For a relationship to be toxic, not only does it require toxic behavior from one partner but also “a willingness to stay perhaps predicated on the false hope of potential partner change” from the other partner.
In other words, you stick around in hopes that your person will quit whatever behavior is making things tough. Here's the thing, though: When you're in a toxic relationship, your judgement is often clouded and you're putting your faith in change that will never come.
"People need to realize that just because they can find some positive aspects of the relationship, doesn't mean they should stay in it."
1. You Feel Drained.
If your relationship feels like it’s literally sucking the energy out of you, that’s a primo sign of toxic. It might even manifest physically, like if you’re tired all the time, she says.
Toxic relationships can actually make our bodies unhealthy—it’s vital to pay attention to these signs and to how our bodies are reacting.
2. You’re Always Making Excuses For Their Bad Behavior.
If you’re always trying to rationalize your partner’s actions—whether it’s their emotional unavailability, lack of empathy, habit of being obnoxious to your friends, or lack of support—that’s a problem.
Everyone has stressful weeks and things they need to work on, but if your partner isn’t listening to your concerns or trying to improve, you may want to at least consider a split. It's extremely difficult to work through issues if your significant other isn't willing to acknowledge their part.
3. You Often Feel Worse When You’re With Them.
When you're in a healthy relationship, you want to be with your person. No, not all the time —but often often. In a toxic relationship, it's the opposite.

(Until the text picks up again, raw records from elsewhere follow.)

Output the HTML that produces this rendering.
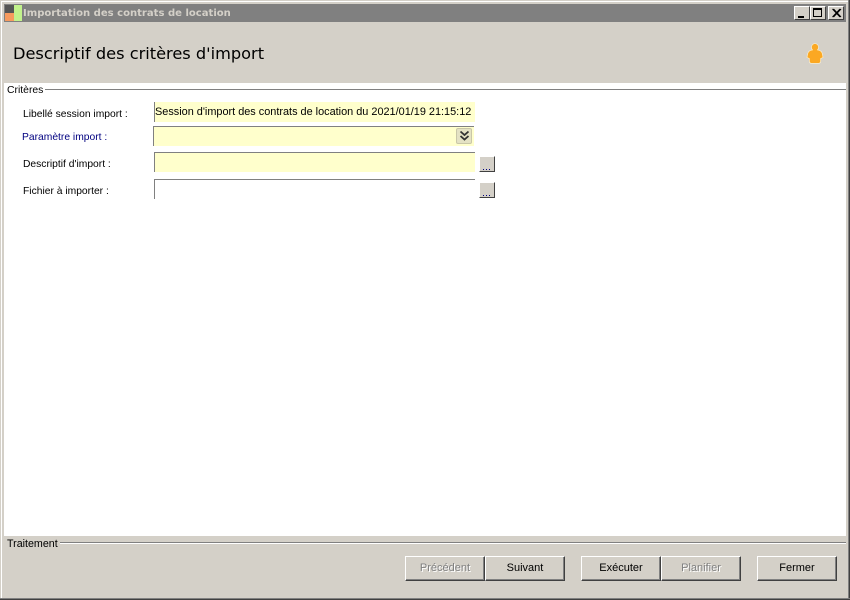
<!DOCTYPE html>
<html><head><meta charset="utf-8">
<style>
html,body{margin:0;padding:0;width:850px;height:600px;overflow:hidden;background:#d4d0c8}
body{position:relative;font-family:"Liberation Sans",sans-serif;font-size:11px;color:#000}
.a{position:absolute;white-space:nowrap}
.lbl{position:absolute;white-space:nowrap;line-height:13px;height:13px;font-size:10.3px}
.inp{position:absolute;box-sizing:border-box;border-top:1px solid #808080;border-left:1px solid #808080;background:#ffffcc;line-height:17px;white-space:nowrap;overflow:hidden}
.dots{position:absolute;width:16px;height:16px;box-sizing:border-box;background:#d4d0c8;border-top:1px solid #fff;border-left:1px solid #fff;border-right:1px solid #404040;border-bottom:1px solid #404040;}
.dots i{position:absolute;left:3px;top:12px;width:9px;height:1px;background:repeating-linear-gradient(90deg,#000080 0 1px,transparent 1px 3px)}
.btn{position:absolute;top:556px;height:25px;box-sizing:border-box;background:#d4d0c8;border-top:1px solid #fff;border-left:1px solid #fff;border-right:1px solid #404040;border-bottom:1px solid #404040;text-align:center;line-height:23px;font-size:11px;box-shadow:inset -1px -1px 0 #808080}
.dis{color:#808080;text-shadow:1px 1px 0 #fff}
.wb{position:absolute;top:6px;width:16px;height:14px;box-sizing:border-box;background:#d4d0c8;border-top:1px solid #fff;border-left:1px solid #fff;border-right:1px solid #404040;border-bottom:1px solid #404040}
</style></head><body>
<!-- window frame -->
<div class="a" style="left:0;top:0;width:850px;height:1px;background:#d4d0c8"></div>
<div class="a" style="left:1px;top:1px;width:847px;height:1px;background:#fff"></div>
<div class="a" style="left:1px;top:1px;width:1px;height:597px;background:#fff"></div>
<div class="a" style="left:848px;top:0;width:1px;height:599px;background:#808080"></div>
<div class="a" style="left:849px;top:0;width:1px;height:600px;background:#404040"></div>
<div class="a" style="left:0;top:598px;width:850px;height:1px;background:#808080"></div>
<div class="a" style="left:0;top:599px;width:850px;height:1px;background:#404040"></div>
<!-- title bar -->
<div class="a" style="left:4px;top:4px;width:842px;height:18px;background:#808080"></div>
<div class="a" style="left:5px;top:5px;width:9px;height:8px;background:#555"></div>
<div class="a" style="left:5px;top:13px;width:9px;height:8px;background:#f79a5e"></div>
<div class="a" style="left:14px;top:5px;width:8px;height:16px;background:#c2f28c"></div>
<div class="a" style="left:23px;top:5px;height:18px;line-height:18px;font-family:'DejaVu Sans',sans-serif;font-weight:bold;font-size:10.06px;color:#d4d0c8">Importation des contrats de location</div>
<div class="wb" style="left:794px"><div class="a" style="left:3px;top:9px;width:6px;height:2px;background:#000"></div></div>
<div class="wb" style="left:810px"><div class="a" style="left:2px;top:1px;width:9px;height:9px;box-sizing:border-box;border:1px solid #000;border-top-width:2px"></div></div>
<div class="wb" style="left:828px"><svg class="a" style="left:2px;top:1px" width="11" height="10"><path d="M1.500 1 L9 9 M2.500 1 L10 9 M9 1 L1.500 9 M10 1 L2.500 9" stroke="#000" stroke-width="1" fill="none"/></svg></div>
<!-- heading -->
<div class="a" style="left:13px;top:43px;line-height:21px;font-family:'DejaVu Sans',sans-serif;font-size:16.2px;color:#000">Descriptif des critères d'import</div>
<svg class="a" style="left:805px;top:42px" width="20" height="24"><path d="M9.500 1.500c2.300 0 4 1.500 4 3.800 0 1.200-.4 2-1 2.600 2.300.3 4.300 1.600 4.700 3.600l.8 4-2.300 1-.2 3.300c-.1 1-.8 1.500-1.800 1.500H6.300c-1 0-1.700-.5-1.800-1.500l-.2-3.300-2.300-1 .8-4c.4-2 2.400-3.300 4.700-3.600-.6-.6-1-1.400-1-2.600 0-2.300 1.700-3.800 4-3.800z" fill="#fba823" stroke="#fff3d0" stroke-width=".6"/></svg>
<!-- white panel -->
<div class="a" style="left:4px;top:83px;width:842px;height:453px;background:#fff"></div>
<div class="a" style="left:45px;top:89px;width:801px;height:1px;background:#808080"></div>
<div class="a" style="left:7px;top:84px;line-height:13px;font-size:10.4px;">Critères</div>
<!-- form -->
<div class="lbl" style="left:23px;top:108px">Libellé session import :</div>
<div class="lbl" style="left:22px;top:131px;color:#000080">Paramètre import :</div>
<div class="lbl" style="left:23px;top:158px">Descriptif d'import :</div>
<div class="lbl" style="left:23px;top:185px">Fichier à importer :</div>
<div class="inp" style="left:154px;top:102px;width:321px;height:20px;border-top:none;padding-left:0;line-height:20px;font-size:10.9px">Session d'import des contrats de location du 2021/01/19 21:15:12</div>
<div class="inp" style="left:153px;top:126px;width:321px;height:20px"></div>
<div class="a" style="left:456px;top:128px;width:16px;height:16px;box-sizing:border-box;background:#e4e2c4;border:1px solid #c9c7a8;border-radius:2px"><svg class="a" style="left:2px;top:1px" width="11" height="12"><path d="M1.500 1.500 L5.500 5 L9.500 1.500 M1.500 6 L5.500 9.500 L9.500 6" stroke="#333" stroke-width="1.800" fill="none"/></svg></div>
<div class="inp" style="left:154px;top:152px;width:321px;height:20px"></div>
<div class="inp" style="left:154px;top:179px;width:321px;height:20px;background:#fff"></div>
<div class="dots" style="left:479px;top:156px"><i></i></div>
<div class="dots" style="left:479px;top:182px"><i></i></div>
<!-- bottom -->
<div class="a" style="left:60px;top:542px;width:786px;height:1px;background:#808080"></div>
<div class="a" style="left:60px;top:543px;width:786px;height:1px;background:#fff"></div>
<div class="a" style="left:7px;top:538px;line-height:13px;font-size:10.7px">Traitement</div>
<div class="btn dis" style="left:405px;width:80px">Précédent</div>
<div class="btn" style="left:485px;width:80px">Suivant</div>
<div class="btn" style="left:581px;width:80px">Exécuter</div>
<div class="btn dis" style="left:661px;width:80px">Planifier</div>
<div class="btn" style="left:757px;width:80px">Fermer</div>
</body></html>
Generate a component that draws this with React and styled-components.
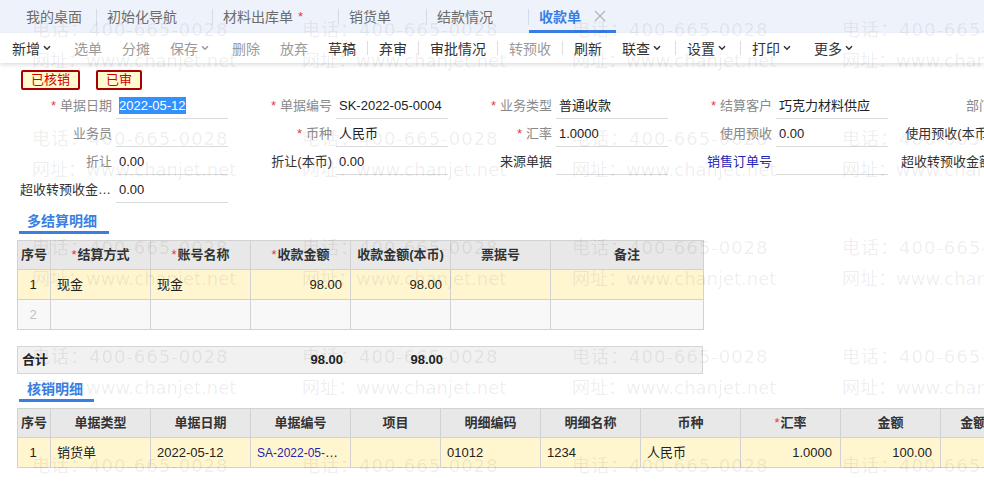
import React from 'react'
import styled, { createGlobalStyle } from 'styled-components'

const GlobalStyle = createGlobalStyle`
  html, body {
    margin: 0;
    padding: 0;
    background: #fff;
  }
  body {
    font-family: "Liberation Sans", "Noto Sans CJK SC", sans-serif;
    font-size: 13px;
    color: #333;
    overflow: hidden;
  }
  * { box-sizing: border-box; }
`

const Chevron = ({ color = '#333' }) => (
  <svg width="8" height="6" viewBox="0 0 8 6" style={{ margin: '0 3px 0 3px' }}>
    <path d="M1 1.2 L4 4.2 L7 1.2" fill="none" stroke={color} strokeWidth="1.5" />
  </svg>
)

const CloseIcon = () => (
  <svg width="12" height="12" viewBox="0 0 12 12">
    <path d="M1 1 L11 11 M11 1 L1 11" stroke="#b5b5b5" strokeWidth="1.3" />
  </svg>
)

const tabs = [
  { name: '我的桌面', home: true },
  { name: '初始化导航' },
  { name: '材料出库单', dirty: true },
  { name: '销货单' },
  { name: '结款情况' },
  { name: '收款单', active: true },
]

const tools = [
  { t: '新增', menu: true },
  { t: '选单', off: true },
  { t: '分摊', off: true },
  { t: '保存', menu: true, off: true },
  { t: '删除', off: true },
  { t: '放弃', off: true },
  { t: '草稿' },
  '|',
  { t: '弃审' },
  '|',
  { t: '审批情况' },
  '|',
  { t: '转预收', off: true },
  '|',
  { t: '刷新' },
  { t: '联查', menu: true },
  '|',
  { t: '设置', menu: true },
  '|',
  { t: '打印', menu: true },
  { t: '更多', menu: true },
]

// tone: muted (grey label), plain (dark label), link (blue label)
const formRows = [
  [
    { label: '单据日期', req: true, value: '2022-05-12', selected: true },
    { label: '单据编号', req: true, value: 'SK-2022-05-0004' },
    { label: '业务类型', req: true, value: '普通收款' },
    { label: '结算客户', req: true, value: '巧克力材料供应' },
    { label: '部门' },
  ],
  [
    { label: '业务员' },
    { label: '币种', req: true, value: '人民币' },
    { label: '汇率', req: true, value: '1.0000' },
    { label: '使用预收', value: '0.00' },
    { label: '使用预收(本币)', tone: 'plain' },
  ],
  [
    { label: '折让', value: '0.00' },
    { label: '折让(本币)', tone: 'plain', value: '0.00' },
    { label: '来源单据', tone: 'plain' },
    { label: '销售订单号', tone: 'link' },
    { label: '超收转预收金额', tone: 'plain' },
  ],
  [
    { label: '超收转预收金额(本币)', tone: 'plain', value: '0.00' },
  ],
]

const settleCols = '33px 100px 100px 100px 100px 100px 153px'
const settleHead = [
  { t: '序号' },
  { t: '结算方式', req: true },
  { t: '账号名称', req: true },
  { t: '收款金额', req: true },
  { t: '收款金额(本币)' },
  { t: '票据号' },
  { t: '备注' },
]

const writeOffCols = '33px 100px 100px 100px 90px 100px 100px 100px 100px 100px 100px'
const writeOffHead = [
  { t: '序号' },
  { t: '单据类型' },
  { t: '单据日期' },
  { t: '单据编号' },
  { t: '项目' },
  { t: '明细编码' },
  { t: '明细名称' },
  { t: '币种' },
  { t: '汇率', req: true },
  { t: '金额' },
  { t: '金额(本币)' },
]

const App = () => {
  const marks = []
  for (let r = 0; r < 5; r++) {
    for (let c = 0; c < 4; c++) {
      marks.push({ key: `p${r}-${c}`, x: 32 + c * 270, y: 19 + r * 109, text: '电话：400-665-0028', phone: true })
      marks.push({ key: `w${r}-${c}`, x: 32 + c * 270, y: 50 + r * 109, text: '网址：www.chanjet.net' })
    }
  }

  return (
    <Page>
      <GlobalStyle />
      <TabBar>
        {tabs.map((tab, i) => (
          <React.Fragment key={tab.name}>
            {i > 0 && <TabSep />}
            <Tab $active={tab.active} $home={tab.home}>
              {tab.name}
              {tab.dirty && <Dirty>*</Dirty>}
              {!tab.home && <TabSlot>{tab.active && <CloseIcon />}</TabSlot>}
            </Tab>
          </React.Fragment>
        ))}
      </TabBar>

      <Toolbar>
        {tools.map((item, i) =>
          item === '|' ? (
            <ToolSep key={i} />
          ) : (
            <ToolButton key={i} $off={item.off}>
              {item.t}
              {item.menu && <Chevron color={item.off ? '#999' : '#333'} />}
            </ToolButton>
          )
        )}
      </Toolbar>

      <StampRow>
        <Stamp>已核销</Stamp>
        <Stamp>已审</Stamp>
      </StampRow>

      <FormGrid>
        {formRows.flat().map((f, i) => (
          <Field key={i}>
            <Label $tone={f.tone}>
              {f.req && <Star>*</Star>}
              {f.label}
            </Label>
            <Value>
              {f.selected ? <Selected>{f.value}</Selected> : f.value}
            </Value>
          </Field>
        ))}
      </FormGrid>

      <SectionTitle>多结算明细</SectionTitle>
      <Grid $cols={settleCols}>
        {settleHead.map((h) => (
          <HeadCell key={h.t}>
            {h.req && <Star $tight>*</Star>}
            {h.t}
          </HeadCell>
        ))}
        <Cell $row="hit" $align="center">1</Cell>
        <Cell $row="hit">现金</Cell>
        <Cell $row="hit">现金</Cell>
        <Cell $row="hit" $align="right">98.00</Cell>
        <Cell $row="hit" $align="right">98.00</Cell>
        <Cell $row="hit" />
        <Cell $row="hit" />
        <Cell $row="blank" $align="center" $faint>2</Cell>
        <Cell $row="blank" />
        <Cell $row="blank" />
        <Cell $row="blank" />
        <Cell $row="blank" />
        <Cell $row="blank" />
        <Cell $row="blank" />
      </Grid>

      <TotalBar $cols={settleCols}>
        <TotalCell>合计</TotalCell>
        <TotalCell />
        <TotalCell />
        <TotalCell $align="right">98.00</TotalCell>
        <TotalCell $align="right">98.00</TotalCell>
      </TotalBar>

      <SectionTitle $small>核销明细</SectionTitle>
      <Grid $cols={writeOffCols}>
        {writeOffHead.map((h) => (
          <HeadCell key={h.t}>
            {h.req && <Star $tight>*</Star>}
            {h.t}
          </HeadCell>
        ))}
        <Cell $row="hit" $align="center">1</Cell>
        <Cell $row="hit">销货单</Cell>
        <Cell $row="hit">2022-05-12</Cell>
        <Cell $row="hit"><DocLink>SA-2022-05-0001</DocLink></Cell>
        <Cell $row="hit" />
        <Cell $row="hit">01012</Cell>
        <Cell $row="hit">1234</Cell>
        <Cell $row="hit">人民币</Cell>
        <Cell $row="hit" $align="right">1.0000</Cell>
        <Cell $row="hit" $align="right">100.00</Cell>
        <Cell $row="hit" $align="right">100.00</Cell>
      </Grid>

      <Watermarks>
        {marks.map((m) => (
          <Mark key={m.key} $phone={m.phone} style={{ left: m.x, top: m.y }}>
            {m.text}
          </Mark>
        ))}
      </Watermarks>
    </Page>
  )
}

export default App

const Page = styled.div`
  position: relative;
  width: 984px;
  height: 484px;
  overflow: hidden;
  background: #fff;
`

const TabBar = styled.div`
  display: flex;
  align-items: stretch;
  height: 33px;
  background: #eef3fb;
  padding-left: 16px;
`

const Tab = styled.div`
  display: flex;
  align-items: center;
  padding: ${(p) => (p.$home ? '0 14px 0 10px' : '0 10px')};
  padding-top: 2px;
  font-size: 14px;
  color: ${(p) => (p.$active ? '#3a7ee4' : '#6b6b6b')};
  font-weight: ${(p) => (p.$active ? 'bold' : 'normal')};
  border-bottom: 3px solid ${(p) => (p.$active ? '#3a7ee4' : 'transparent')};
`

const Dirty = styled.span`
  color: #e0393e;
  margin-left: 5px;
  font-size: 13px;
`

const TabSlot = styled.span`
  display: flex;
  align-items: center;
  justify-content: flex-end;
  width: 25px;
`

const TabSep = styled.div`
  width: 1px;
  height: 16px;
  align-self: center;
  background: #d6dce6;
`

const Toolbar = styled.div`
  position: relative;
  display: flex;
  align-items: center;
  height: 30px;
  padding-left: 2px;
  background: #fff;
  box-shadow: 0 2px 4px rgba(0, 0, 0, 0.13);
`

const ToolButton = styled.div`
  display: flex;
  align-items: center;
  padding: 0 10px;
  font-size: 14px;
  color: ${(p) => (p.$off ? '#9a9a9a' : '#333')};
`

const ToolSep = styled.div`
  width: 1px;
  height: 14px;
  background: #dedede;
  margin: 0 1px;
`

const StampRow = styled.div`
  display: flex;
  gap: 16px;
  padding: 7px 0 0 21px;
`

const Stamp = styled.div`
  height: 20px;
  line-height: 16px;
  padding: 0 8px;
  border: 2px solid #a80000;
  border-radius: 2px;
  background: #fffad0;
  color: #d40000;
  font-size: 13px;
`

const FormGrid = styled.div`
  display: grid;
  grid-template-columns: repeat(5, 220px);
  grid-auto-rows: 28px;
  padding: 2px 0 0 8px;
`

const Field = styled.div`
  display: flex;
  height: 28px;
`

const labelColors = { plain: '#333', link: '#2323b8' }

const Label = styled.div`
  width: 108px;
  flex: none;
  padding: 0 4px 0 12px;
  line-height: 27px;
  text-align: right;
  white-space: nowrap;
  overflow: hidden;
  text-overflow: ellipsis;
  color: ${(p) => labelColors[p.$tone] || '#8a8a8a'};
`

const Star = styled.span`
  color: #e23a46;
  margin-right: ${(p) => (p.$tight ? '1px' : '4px')};
  font-weight: normal;
`

const Value = styled.div`
  width: 112px;
  height: 27px;
  line-height: 27px;
  padding-left: 3px;
  border-bottom: 1px solid #dadada;
  color: #222;
  white-space: nowrap;
  overflow: hidden;
`

const Selected = styled.span`
  background: #3390ff;
  color: #fff;
  padding: 1px 0;
`

const SectionTitle = styled.div`
  display: inline-block;
  margin: ${(p) => (p.$small ? '5px' : '7px')} 0 0 19px;
  padding: 0 ${(p) => (p.$small ? '11px 0 8px' : '12px 0 8px')};
  line-height: 20px;
  font-size: 14px;
  font-weight: bold;
  color: #3b7fe0;
  border-bottom: 3px solid #3b7fe0;
`

const Grid = styled.div`
  display: grid;
  grid-template-columns: ${(p) => p.$cols};
  width: max-content;
  margin: 6px 0 0 17px;
  border-top: 1px solid #d2d2d2;
  border-left: 1px solid #d2d2d2;
`

const HeadCell = styled.div`
  height: 29px;
  line-height: 28px;
  text-align: center;
  font-weight: bold;
  color: #333;
  background: #e8e8e8;
  border-right: 1px solid #d2d2d2;
  border-bottom: 1px solid #d2d2d2;
  white-space: nowrap;
  overflow: hidden;
`

const rowBg = { hit: '#fff6cf', blank: '#f8f8f8' }

const Cell = styled.div`
  height: 30px;
  line-height: 29px;
  padding: 0 8px 0 6px;
  text-align: ${(p) => p.$align || 'left'};
  background: ${(p) => rowBg[p.$row]};
  color: ${(p) => (p.$faint ? '#c4c4c4' : '#222')};
  border-right: 1px solid #d2d2d2;
  border-bottom: 1px solid #d2d2d2;
  white-space: nowrap;
  overflow: hidden;
  text-overflow: ellipsis;
`

const DocLink = styled.span`
  color: #2424b0;
  font-size: 12px;
`

const TotalBar = styled.div`
  display: grid;
  grid-template-columns: ${(p) => p.$cols};
  width: 686px;
  height: 28px;
  margin: 16px 0 0 17px;
  background: #f1f1f1;
  border: 1px solid #d6d6d6;
`

const TotalCell = styled.div`
  line-height: 26px;
  padding: 0 8px 0 4px;
  font-weight: bold;
  color: #222;
  text-align: ${(p) => p.$align || 'left'};
  white-space: nowrap;
`

const Watermarks = styled.div`
  position: absolute;
  inset: 0;
  pointer-events: none;
  z-index: 10;
`

const Mark = styled.div`
  position: absolute;
  font-family: "DejaVu Sans", "Noto Sans CJK SC", sans-serif;
  font-size: 18px;
  line-height: 22px;
  letter-spacing: ${(p) => (p.$phone ? '1px' : '0')};
  color: rgba(0, 0, 0, 0.075);
  white-space: nowrap;
`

You think that you miss them and that you want to see them, but as soon as you see them, you feel down or insecure.
And maybe they’re doing something to make you feel insecure. They’re not giving you their full attention—perhaps they’re on their phone when they’re talking to you. Or they start off the conversation with a put-down.
Regardless though, you should not feel worse when you're around them. That's just wrong.
4. Your Partner Is Constantly Stonewalling You.
Having a fight doesn’t mean your relationship is toxic—but if your partner is always shutting down when you try to bring up what’s bothering you, that’s what you call stonewalling .
Stonewalling occurs when your partner stops listening to you and says they don’t want to talk about said issue, acts unresponsive, or even straight up walks away when you want to discuss something of importance.
Healthy couples are open to each other’s feedback. You should be invested in each other’s happiness and seeing what you can both do to communicate more effectively.
5. Borderline Abusive.
It’s a slippery slope between a toxic relationship and an outright abusive one. "If the person you’re dating is going out of their way to hurt your self-esteem, or going out of their way to put you down and make you feel trapped in the relationship," that could indicate you're in an abusive relationship.
If you hear comments that trap you into the relationship by making you believe wouldn't be happier not being in it (like: "Who else would date you besides me?" or "I'm the best you'll ever get, babe"), you're likely dealing with a toxic person.
The longer you stay in a toxic relationship, the harder it can be to remove yourself from it—and start a new, healthy relationship with a partner who deserves you. For your sake and theirs, don't wait to make moves.